-- TASK TO CARRY OUT --
Copy every line that mentions the word "components".

-- DATA LINES --
start

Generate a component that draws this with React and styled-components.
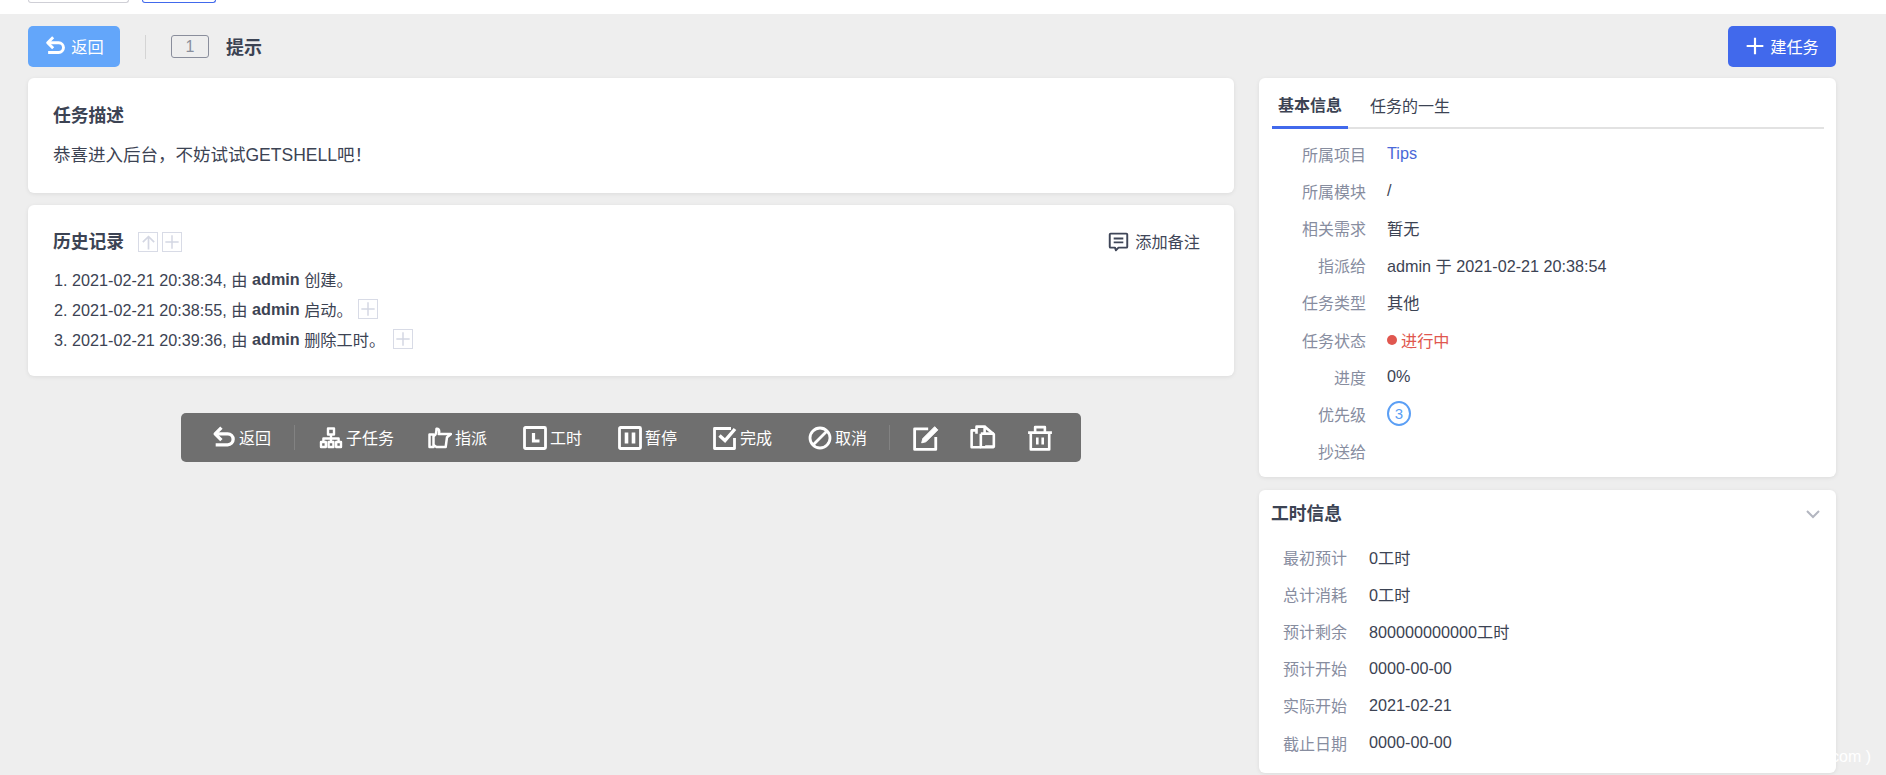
import React from 'react';
import styled, { createGlobalStyle } from 'styled-components';

const GlobalStyle = createGlobalStyle`
  html, body {
    margin: 0;
    height: 100%;
    overflow: hidden;
    background: #eeeeee;
    color: #3c4353;
    font-family: "Liberation Sans", "Noto Sans CJK SC", sans-serif;
    font-size: 16.2px;
  }
  * { box-sizing: border-box; }
`;

const TopStrip = styled.div`
  height: 14px;
  background: #fff;
  display: flex;
  align-items: flex-start;
  padding-left: 28px;
  gap: 13px;
`;

const TopTab = styled.div`
  width: ${(p) => p.$width}px;
  height: 3px;
  border: 1px solid ${(p) => p.$color};
  border-top: 0;
  border-radius: 0 0 3px 3px;
`;

const Main = styled.div`
  padding: 12px 50px 0 28px;
`;

const MainBar = styled.div`
  display: flex;
  align-items: center;
  height: 41px;
  margin-bottom: 11px;
`;

const Button = styled.div`
  display: flex;
  align-items: center;
  justify-content: center;
  gap: ${(p) => p.$gap}px;
  height: 41px;
  padding-bottom: 2px;
  width: ${(p) => p.$width}px;
  border-radius: 5px;
  background: ${(p) => p.$bg};
  color: #fff;
`;

const BarDivider = styled.div`
  width: 1px;
  height: 24px;
  background: #d4d4d4;
  margin: 0 25px;
`;

const IdBadge = styled.div`
  width: 38px;
  height: 23px;
  border: 1px solid #8a8e9c;
  border-radius: 3px;
  color: #8a8e9c;
  font-size: 16px;
  display: flex;
  align-items: center;
  justify-content: center;
  margin-right: 17px;
`;

const PageTitle = styled.div`
  font-size: 18px;
  font-weight: 700;
  flex: 1;
  padding-bottom: 2px;
`;

const Columns = styled.div`
  display: grid;
  grid-template-columns: 1206px 577px;
  gap: 25px;
  align-items: start;
`;

const Column = styled.div`
  display: flex;
  flex-direction: column;
  gap: ${(p) => p.$gap}px;
`;

const Card = styled.section`
  background: #fff;
  border-radius: 6px;
  box-shadow: 0 1px 4px rgba(0, 0, 0, 0.08);
  padding: ${(p) => p.$padding};
  height: ${(p) => p.$height}px;
`;

const CardTitle = styled.h3`
  margin: 0;
  font-size: 17.8px;
  line-height: 26px;
  font-weight: 700;
`;

const Description = styled.div`
  margin-top: 13px;
  font-size: 17.5px;
  line-height: 26px;
`;

const HistoryHead = styled.div`
  display: flex;
  align-items: center;
  height: 26px;
`;

const MiniBox = styled.span`
  width: 20px;
  height: 20px;
  border: 1px solid #d8dbe6;
  color: #d4d7e3;
  display: inline-flex;
  align-items: center;
  justify-content: center;
  margin-left: ${(p) => p.$left || 4}px;
`;

const AddNote = styled.div`
  margin-left: auto;
  margin-right: 34px;
  padding-bottom: 2px;
  display: flex;
  align-items: center;
  gap: 6px;
  color: #3f4658;
`;

const HistoryList = styled.ol`
  margin: 9px 0 0;
  padding: 0;
  list-style: none;
`;

const HistoryItem = styled.li`
  display: flex;
  align-items: center;
  height: 30px;
  padding-left: 1px;
  white-space: pre;

  b {
    font-weight: 700;
  }
`;

const ActionBar = styled.div`
  align-self: center;
  margin-top: 25px;
  width: 900px;
  height: 49px;
  background: #6f6f6f;
  border-radius: 5px;
  display: flex;
  align-items: center;
  padding-left: 30px;
  color: #fff;
`;

const Action = styled.div`
  display: flex;
  align-items: center;
  gap: 3px;
  margin-right: ${(p) => p.$right}px;
`;

const ActionText = styled.span`
  font-size: 16px;
  margin-top: -2px;
`;

const ActionDivider = styled.div`
  width: 1px;
  height: 25px;
  background: #828282;
  margin: 0 ${(p) => p.$right}px 0 ${(p) => p.$left}px;
`;

const Tabs = styled.div`
  display: flex;
  height: 51px;
  margin: 0 12px 0 13px;
  border-bottom: 2px solid #e2e2e2;
`;

const Tab = styled.div`
  height: 51px;
  padding: 3px 6px 0;
  margin-right: 16px;
  display: flex;
  align-items: center;
  font-size: 16px;
  font-weight: ${(p) => (p.$active ? 700 : 400)};
  border-bottom: ${(p) => (p.$active ? '3px solid #4169ec' : '0')};
  color: #3c4353;
`;

const InfoRows = styled.div`
  padding-top: ${(p) => p.$top}px;
`;

const InfoRow = styled.div`
  display: grid;
  grid-template-columns: ${(p) => p.$labelWidth}px 1fr;
  column-gap: ${(p) => p.$gap}px;
  align-items: center;
  height: 37.2px;
`;

const Label = styled.div`
  text-align: right;
  font-size: 16px;
  color: #878d9f;
`;

const Value = styled.div`
  display: flex;
  align-items: center;
  gap: 4px;
  color: ${(p) => p.$color || '#3c4353'};
`;

const StatusDot = styled.span`
  width: 10px;
  height: 10px;
  border-radius: 50%;
  background: #e0574f;
`;

const Priority = styled.span`
  width: 24px;
  height: 25px;
  border: 2px solid #5b9ff5;
  border-radius: 50%;
  color: #5b9ff5;
  font-size: 15px;
  display: flex;
  align-items: center;
  justify-content: center;
`;

const HoursHead = styled.div`
  display: flex;
  align-items: center;
  justify-content: space-between;
  height: 48px;
  padding: 0 15px 0 12px;
`;

const Watermark = styled.div`
  position: absolute;
  right: 15px;
  bottom: 8px;
  color: #fff;
  font-size: 16px;
  line-height: 20px;
`;

const Glyph = ({ size = 24, sw = 2.6, children }) => (
  <svg
    width={size}
    height={size}
    viewBox="0 0 24 24"
    fill="none"
    stroke="currentColor"
    strokeWidth={sw}
    strokeLinejoin="round"
  >
    {children}
  </svg>
);

const UndoIcon = ({ size = 22 }) => (
  <Glyph size={size} sw={3.2}>
    <path d="M10 2.500 4 8.500l6 6" />
    <path d="M4.500 8.500H16a5 5 0 0 1 0 10.500H4.500" />
  </Glyph>
);

const TreeIcon = () => (
  <Glyph sw={2.4}>
    <rect x="9" y="2.500" width="6" height="6" />
    <rect x="2" y="16" width="4.800" height="5" />
    <rect x="9.600" y="16" width="4.800" height="5" />
    <rect x="17.200" y="16" width="4.800" height="5" />
    <path d="M12 8.500V16M4.400 16v-3.500h15.200V16" />
  </Glyph>
);

const HandIcon = () => (
  <Glyph sw={2.5}>
    <rect x="1.500" y="8.500" width="4" height="12.500" />
    <path d="M5.500 10c2.300-.5 3-3 3-7.200 1.800-.4 2.700 1 2.700 2.700 0 1-.2 1.800-.4 2.500H23l-4 3.200-1.300 9.800H8.500L5.500 19" />
  </Glyph>
);

const ClockIcon = () => (
  <Glyph sw={2.8}>
    <rect x="1.500" y="1.500" width="21" height="21" rx="1" />
    <path d="M10.500 7v8h6" strokeWidth="3.200" strokeLinejoin="miter" />
  </Glyph>
);

const PauseIcon = () => (
  <Glyph sw={2.8}>
    <rect x="1.500" y="1.500" width="21" height="21" rx="1" />
    <path d="M8.500 6.500v11M15.500 6.500v11" strokeWidth="3.600" />
  </Glyph>
);

const CheckIcon = () => (
  <Glyph sw={2.8}>
    <path d="M21.500 12v10.500h-20v-20H18" />
    <path d="m6.500 9.500 5.500 5L22 3" strokeWidth="3.400" strokeLinejoin="miter" />
  </Glyph>
);

const BanIcon = () => (
  <Glyph sw={2.8}>
    <circle cx="12" cy="12" r="10" />
    <path d="M5 19 19 5" />
  </Glyph>
);

const EditIcon = () => (
  <Glyph size={26} sw={2.6}>
    <path d="M21 11v11.500H1.500V3.500H14" />
    <path d="m8 16.500 1-4L20 1.500l3 3L12 15.500z" fill="currentColor" strokeWidth="0.800" />
  </Glyph>
);

const CopyIcon = () => (
  <Glyph size={26} sw={2.4}>
    <path d="M10 20.500H1.500V5H6" />
    <path d="M6 8V1.500h7.500V8" />
    <path d="M13.500 1.500 22 8.500V20h-8" />
    <path d="M10 8h12M10 8v12.500h12" />
  </Glyph>
);

const TrashIcon = () => (
  <Glyph size={26} sw={2.4}>
    <path d="M1 7h22M7.500 7V2h9v5M3.500 7v15.500h17V7" />
    <path d="M9.500 11.500v6.500M14.500 11.500v6.500" />
  </Glyph>
);

const NoteIcon = () => (
  <Glyph size={21} sw={2.2}>
    <path d="M3 3h18a1 1 0 0 1 1 1v14a1 1 0 0 1-1 1H12l-3 3-1-3H3a1 1 0 0 1-1-1V4a1 1 0 0 1 1-1z" />
    <path d="M6.500 8.500h11M6.500 13h11" />
  </Glyph>
);

const PlusIcon = ({ size = 16, sw = 2.2 }) => (
  <Glyph size={size} sw={sw}>
    <path d="M12 2v20M2 12h20" />
  </Glyph>
);

const ArrowUpIcon = () => (
  <Glyph size={17} sw={2.4}>
    <path d="M12 22V4M4 11.500 12 3.500l8 8" />
  </Glyph>
);

const ChevronIcon = () => (
  <svg width="16" height="16" viewBox="0 0 16 16" fill="none" stroke="#b3b6c0" strokeWidth="2">
    <path d="m2 5 6 6 6-6" />
  </svg>
);

const actions = [
  { icon: <TreeIcon />, text: '子任务', right: 34 },
  { icon: <HandIcon />, text: '指派', right: 36 },
  { icon: <ClockIcon />, text: '工时', right: 36 },
  { icon: <PauseIcon />, text: '暂停', right: 36 },
  { icon: <CheckIcon />, text: '完成', right: 36 },
  { icon: <BanIcon />, text: '取消', right: 0 },
];

const basicInfo = [
  ['所属项目', <Value $color="#4a68d8">Tips</Value>],
  ['所属模块', <Value>/</Value>],
  ['相关需求', <Value>暂无</Value>],
  ['指派给', <Value>admin 于 2021-02-21 20:38:54</Value>],
  ['任务类型', <Value>其他</Value>],
  ['任务状态', <Value $color="#e0574f"><StatusDot />进行中</Value>],
  ['进度', <Value>0%</Value>],
  ['优先级', <Value><Priority>3</Priority></Value>],
  ['抄送给', <Value />],
];

const hoursInfo = [
  ['最初预计', '0工时'],
  ['总计消耗', '0工时'],
  ['预计剩余', '800000000000工时'],
  ['预计开始', '0000-00-00'],
  ['实际开始', '2021-02-21'],
  ['截止日期', '0000-00-00'],
];

export default function App() {
  return (
    <>
      <GlobalStyle />
      <TopStrip>
        <TopTab $width={101} $color="#cfcfd6" />
        <TopTab $width={74} $color="#4169ec" />
      </TopStrip>
      <Main>
        <MainBar>
          <Button $width={92} $bg="#63a6fa" $gap={5}><UndoIcon />返回</Button>
          <BarDivider />
          <IdBadge>1</IdBadge>
          <PageTitle>提示</PageTitle>
          <Button $width={108} $bg="#4169ec" $gap={5}><PlusIcon size={20} sw={2.6} />建任务</Button>
        </MainBar>
        <Columns>
          <Column $gap={12}>
            <Card $padding="25px 25px 0" $height={115}>
              <CardTitle>任务描述</CardTitle>
              <Description>恭喜进入后台，不妨试试GETSHELL吧！</Description>
            </Card>
            <Card $padding="24px 0 0 25px" $height={171}>
              <HistoryHead>
                <CardTitle>历史记录</CardTitle>
                <MiniBox $left={14}><ArrowUpIcon /></MiniBox>
                <MiniBox><PlusIcon /></MiniBox>
                <AddNote><NoteIcon />添加备注</AddNote>
              </HistoryHead>
              <HistoryList>
                <HistoryItem>1. 2021-02-21 20:38:34, 由 <b>admin</b> 创建。</HistoryItem>
                <HistoryItem>2. 2021-02-21 20:38:55, 由 <b>admin</b> 启动。<MiniBox $left={5}><PlusIcon /></MiniBox></HistoryItem>
                <HistoryItem>3. 2021-02-21 20:39:36, 由 <b>admin</b> 删除工时。<MiniBox $left={8}><PlusIcon /></MiniBox></HistoryItem>
              </HistoryList>
            </Card>
            <ActionBar>
              <Action $right={0}><UndoIcon size={25} /><ActionText>返回</ActionText></Action>
              <ActionDivider $left={23} $right={24} />
              {actions.map((a) => (
                <Action key={a.text} $right={a.right}>{a.icon}<ActionText>{a.text}</ActionText></Action>
              ))}
              <ActionDivider $left={22} $right={23} />
              <Action $right={31}><EditIcon /></Action>
              <Action $right={31}><CopyIcon /></Action>
              <Action $right={0}><TrashIcon /></Action>
            </ActionBar>
          </Column>
          <Column $gap={13}>
            <Card $padding="0" $height={399}>
              <Tabs>
                <Tab $active>基本信息</Tab>
                <Tab>任务的一生</Tab>
              </Tabs>
              <InfoRows $top={6}>
                {basicInfo.map(([label, value]) => (
                  <InfoRow key={label} $labelWidth={107} $gap={21}>
                    <Label>{label}</Label>
                    {value}
                  </InfoRow>
                ))}
              </InfoRows>
            </Card>
            <Card $padding="0" $height={283}>
              <HoursHead>
                <CardTitle>工时信息</CardTitle>
                <ChevronIcon />
              </HoursHead>
              <InfoRows $top={0}>
                {hoursInfo.map(([label, value]) => (
                  <InfoRow key={label} $labelWidth={88} $gap={22}>
                    <Label>{label}</Label>
                    <Value>{value}</Value>
                  </InfoRow>
                ))}
              </InfoRows>
            </Card>
          </Column>
        </Columns>
      </Main>
      <Watermark>com )</Watermark>
    </>
  );
}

end

-- THE COMPLETED TASK --
Generate a component that draws this with React and styled-components.
import styled, { createGlobalStyle } from 'styled-components';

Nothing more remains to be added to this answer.